== Stated problem ==
Extract all lines that hold "React" from the records below.

== Rows ==
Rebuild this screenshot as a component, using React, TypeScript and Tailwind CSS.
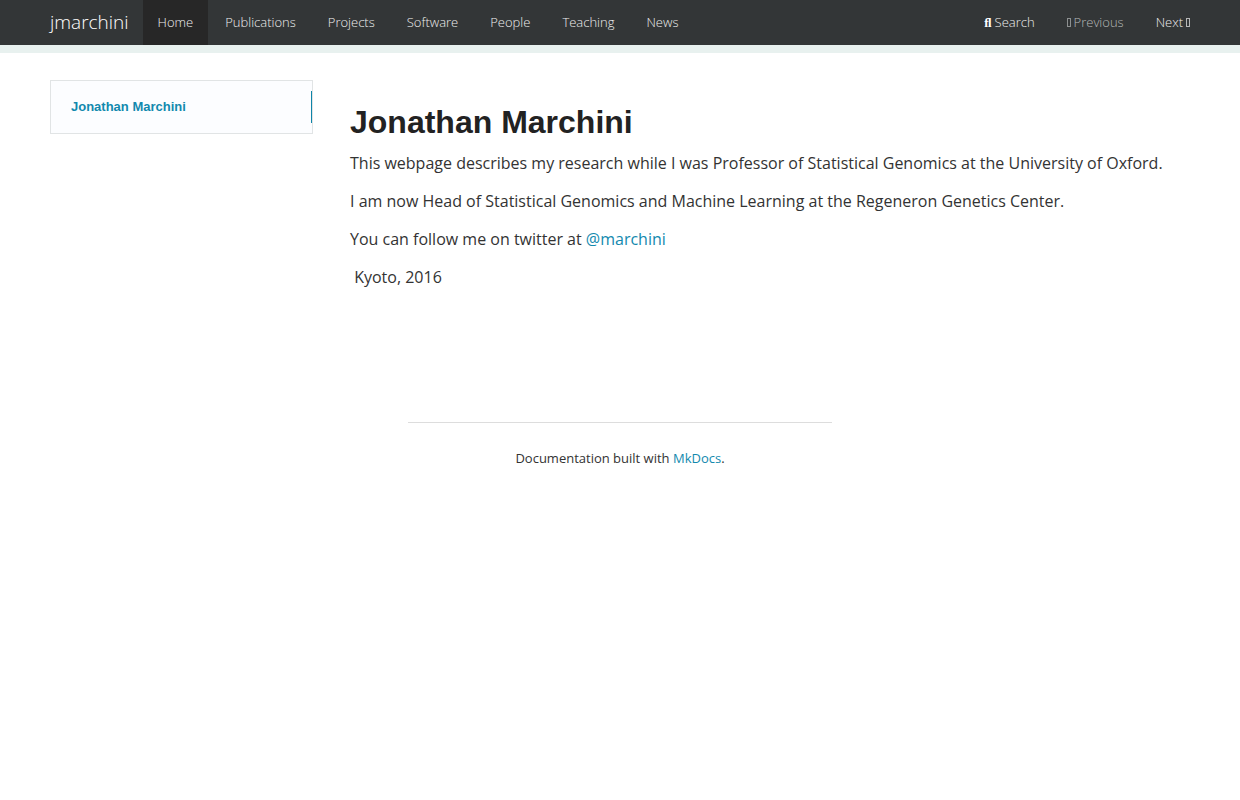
const navLinks = ['Home', 'Publications', 'Projects', 'Software', 'People', 'Teaching', 'News'];

function ArrowBox() {
  return (
    <svg width="4" height="9" viewBox="0 0 4 9" fill="none" stroke="currentColor" strokeWidth="1" aria-hidden="true">
      <rect x="0.5" y="0.5" width="3" height="8" opacity="0.7" />
    </svg>
  );
}

function Navbar() {
  return (
    <header className="bg-[#333637] border-b-8 border-b-[#e8f1ef] text-[#eeeeee] font-light">
      <div className="max-w-[1170px] mx-auto px-[15px] flex items-center">
        <a href="#" className="pr-[14px] text-[19px] leading-[45px] text-white">jmarchini</a>
        <nav className="flex flex-1 gap-[2px] text-[13px] leading-[45px]">
          {navLinks.map((name) => (
            <a
              key={name}
              href="#"
              className={`px-[15px] hover:bg-[#272727] ${name === 'Home' ? 'bg-[#272727]' : ''}`}
            >
              {name}
            </a>
          ))}
        </nav>
        <div className="flex gap-[2px] text-[13px] leading-[45px]">
          <button type="button" className="px-[15px] flex items-center gap-[3px] cursor-pointer">
            <span aria-hidden="true" className="font-['Liberation_Serif',serif] font-bold text-white">ﬂ</span>
            Search
          </button>
          <a href="#" className="px-[15px] flex items-center gap-[3px] text-[#b4b6b6]">
            <ArrowBox />
            Previous
          </a>
          <a href="#" className="pl-[15px] flex items-center gap-[3px]">
            Next
            <ArrowBox />
          </a>
        </div>
      </div>
    </header>
  );
}

function Sidebar() {
  return (
    <aside className="w-[263px] shrink-0 self-start mt-[27px] py-[10px] bg-[#fcfdff] border border-[#e1e4e5]">
      <a
        href="#jonathan-marchini"
        className="block pl-5 border-r border-r-[#0f85a8] font-['Liberation_Sans',Arial,sans-serif] font-bold text-[13px] leading-8 text-[#1289ae]"
      >
        Jonathan Marchini
      </a>
    </aside>
  );
}

export default function App() {
  return (
    <div className="min-h-screen bg-white font-['Open_Sans',sans-serif] text-base text-[#333333]">
      <Navbar />

      <div className="max-w-[1170px] mx-auto px-[15px] flex gap-[37px]">
        <Sidebar />
        <main className="flex-1 min-w-0 pt-[50px] leading-7">
          <h1
            id="jonathan-marchini"
            className="font-['Liberation_Sans',Arial,sans-serif] font-bold text-[32px] leading-[38px] text-[#222222]"
          >
            Jonathan Marchini
          </h1>
          <div className="mt-2 flex flex-col gap-[10px]">
            <p>This webpage describes my research while I was Professor of Statistical Genomics at the University of Oxford.</p>
            <p>I am now Head of Statistical Genomics and Machine Learning at the Regeneron Genetics Center.</p>
            <p>
              You can follow me on twitter at <a href="#" className="text-[#1289ae] hover:underline">@marchini</a>
            </p>
            <p>&nbsp;Kyoto, 2016</p>
          </div>
        </main>
      </div>

      <footer className="mt-[131px] px-5 text-center text-[13px] leading-5">
        <hr className="w-[424px] max-w-full mx-auto border-[#dddddd]" />
        <p className="mt-[25px]">
          Documentation built with <a href="#" className="text-[#1289ae] hover:underline">MkDocs</a>.
        </p>
      </footer>
    </div>
  );
}
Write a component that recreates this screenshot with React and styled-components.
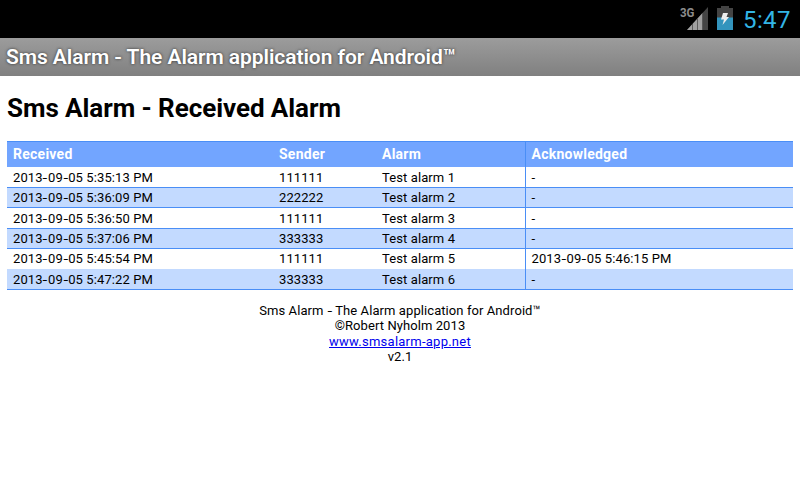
import React from "react";
import styled, { createGlobalStyle } from "styled-components";

const GlobalStyle = createGlobalStyle`
  * { box-sizing: border-box; }
  body { margin: 0; background: #fff; color: #000; font-family: Roboto, "Open Sans", sans-serif; }
`;

const Screen = styled.div`
  width: 800px;
  height: 480px;
  overflow: hidden;
  background: #fff;
`;

const StatusBar = styled.div`
  height: 38px;
  background: #000;
  display: flex;
  justify-content: flex-end;
  align-items: flex-start;
  padding-right: 9px;
`;

const SignalIcon = styled.svg`
  width: 28px;
  height: 30px;
  margin: 2px 9px 0 0;
  overflow: visible;
  text { font: 700 13px "Roboto", sans-serif; }
`;

const BatteryIcon = styled.svg`
  width: 16px;
  height: 24px;
  margin: 6px 10px 0 0;
`;

const Clock = styled.span`
  width: 48px;
  font-size: 24px;
  line-height: 40px;
  color: #33b5e5;
  white-space: nowrap;
  letter-spacing: 0.4px;
`;

const TitleBar = styled.div`
  height: 38px;
  padding-left: 6px;
  background: linear-gradient(#9c9c9c, #808080);
  color: #fff;
  font-size: 21px;
  font-weight: 600;
  line-height: 38px;
  letter-spacing: -0.06px;
  text-shadow: 0 0 3px rgba(0, 0, 0, 0.7);
  white-space: nowrap;
`;

const Content = styled.main`
  padding: 0 7px;
`;

const Heading = styled.h1`
  margin: 0;
  height: 65px;
  font-size: 26px;
  line-height: 64px;
  font-weight: 700;
  letter-spacing: -0.06px;
  white-space: nowrap;
`;

const Hyphen = styled.span`
  display: inline-block;
  transform: scaleX(1.3);
  margin: 0 0.065em;
`;

const Table = styled.div`
  border-top: 1px solid #4a8ef6;
`;

const Row = styled.div`
  display: grid;
  grid-template-columns: 266px 103px 149px 1fr;
  height: ${(p) => p.$height}px;
  line-height: ${(p) => (p.$height === 20 ? 19 : 21)}px;
  background: ${(p) => (p.$alt ? "#c3daff" : "#fff")};
  border-bottom: ${(p) => (p.$line ? "1px solid #4a8ef6" : "none")};
`;

const HeaderRow = styled(Row)`
  background: #72a5ff;
  color: #fff;
`;

const Cell = styled.div`
  padding-left: 6px;
  font-size: 13px;
  letter-spacing: 0.1px;
  white-space: nowrap;
  &:last-child {
    border-left: 1px solid #4a8ef6;
    padding-left: 5.5px;
  }
`;

const HeaderCell = styled(Cell)`
  font-size: 14px;
  font-weight: 700;
  line-height: 25px;
  letter-spacing: 0.25px;
`;

const Footer = styled.footer`
  padding-top: 13px;
  display: flex;
  flex-direction: column;
  align-items: center;
  font-size: 13px;
  letter-spacing: 0.08px;
`;

const FooterLine = styled.div`
  height: ${(p) => p.$height}px;
  line-height: 16px;
  white-space: nowrap;
`;

const Link = styled.a`
  color: #0000ee;
  text-decoration: underline;
  letter-spacing: 0.25px;
`;

const rows = [
  { cells: ["2013-09-05 5:35:13 PM", "111111", "Test alarm 1", "-"], height: 21, line: true },
  { cells: ["2013-09-05 5:36:09 PM", "222222", "Test alarm 2", "-"], height: 20, line: true },
  { cells: ["2013-09-05 5:36:50 PM", "111111", "Test alarm 3", "-"], height: 21, line: true },
  { cells: ["2013-09-05 5:37:06 PM", "333333", "Test alarm 4", "-"], height: 20, line: true },
  { cells: ["2013-09-05 5:45:54 PM", "111111", "Test alarm 5", "2013-09-05 5:46:15 PM"], height: 20, line: false },
  { cells: ["2013-09-05 5:47:22 PM", "333333", "Test alarm 6", "-"], height: 21, line: true },
];

// Draws hyphens slightly wider than the font's own glyph.
function Wide({ children }) {
  return children.split("-").map((part, i) => (
    <React.Fragment key={i}>
      {i > 0 && <Hyphen>-</Hyphen>}
      {part}
    </React.Fragment>
  ));
}

export default function App() {
  return (
    <Screen>
      <GlobalStyle />
      <StatusBar>
        <SignalIcon viewBox="0 -4 28 30">
          <path d="M7 24L28 1V24Z" fill="#444" />
          <path d="M7 24L22.5 7V24Z" fill="#a0a0a0" />
          <path d="M12.5 18V24M17.5 12.5V24M22.5 7V24" stroke="#555" strokeWidth="0.9" />
          <text x="0" y="11" fill="#8c8c8c" textLength="14.5" lengthAdjust="spacingAndGlyphs">3G</text>
        </SignalIcon>
        <BatteryIcon viewBox="0 0 16 24">
          <path d="M4 0H12V2H16V12H0V2H4Z" fill="#444" />
          <path d="M0 11.5H16V24H0Z" fill="#3394bd" />
          <path d="M6 7H11L9.5 11H12L5.5 19L7 13.5H4Z" fill="#eee" />
        </BatteryIcon>
        <Clock>5:47</Clock>
      </StatusBar>
      <TitleBar>Sms Alarm - The Alarm application for Android™</TitleBar>
      <Content>
        <Heading>Sms Alarm - Received Alarm</Heading>
        <Table>
          <HeaderRow $height={25}>
            {["Received", "Sender", "Alarm", "Acknowledged"].map((h) => (
              <HeaderCell key={h}>{h}</HeaderCell>
            ))}
          </HeaderRow>
          {rows.map((r, i) => (
            <Row key={i} $height={r.height} $line={r.line} $alt={i % 2 === 1}>
              {r.cells.map((c, j) => (
                <Cell key={j}>{c === "-" ? c : <Wide>{c}</Wide>}</Cell>
              ))}
            </Row>
          ))}
        </Table>
        <Footer>
          <FooterLine $height={15}><Wide>Sms Alarm - The Alarm application for Android™</Wide></FooterLine>
          <FooterLine $height={16}>©Robert Nyholm 2013</FooterLine>
          <FooterLine $height={15}><Link href="#">www.smsalarm-app.net</Link></FooterLine>
          <FooterLine $height={16}>v2.1</FooterLine>
        </Footer>
      </Content>
    </Screen>
  );
}
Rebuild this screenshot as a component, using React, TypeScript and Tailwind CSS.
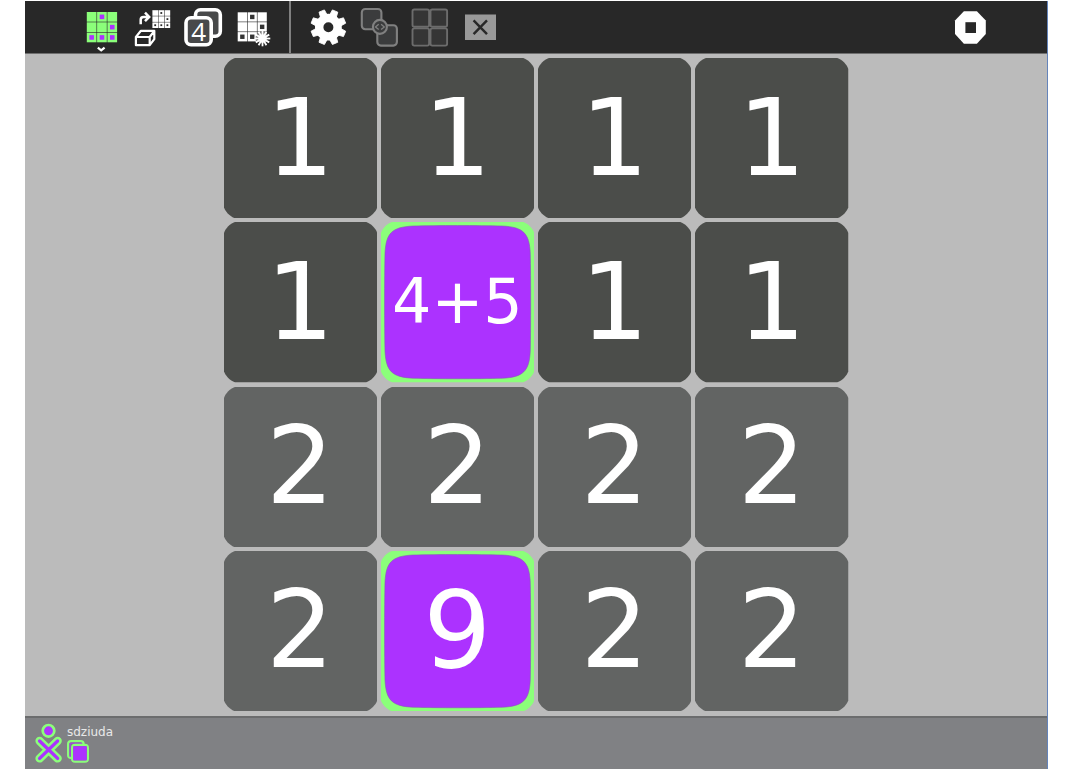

== Answer to the problem ==
Rebuild this screenshot as a component, using React, TypeScript and Tailwind CSS.
Write a component that recreates this screenshot with React and styled-components.
import React from "react";
    <React.Fragment key={i}>
    </React.Fragment>
Rebuild this screenshot as a component, using React, TypeScript and Tailwind CSS.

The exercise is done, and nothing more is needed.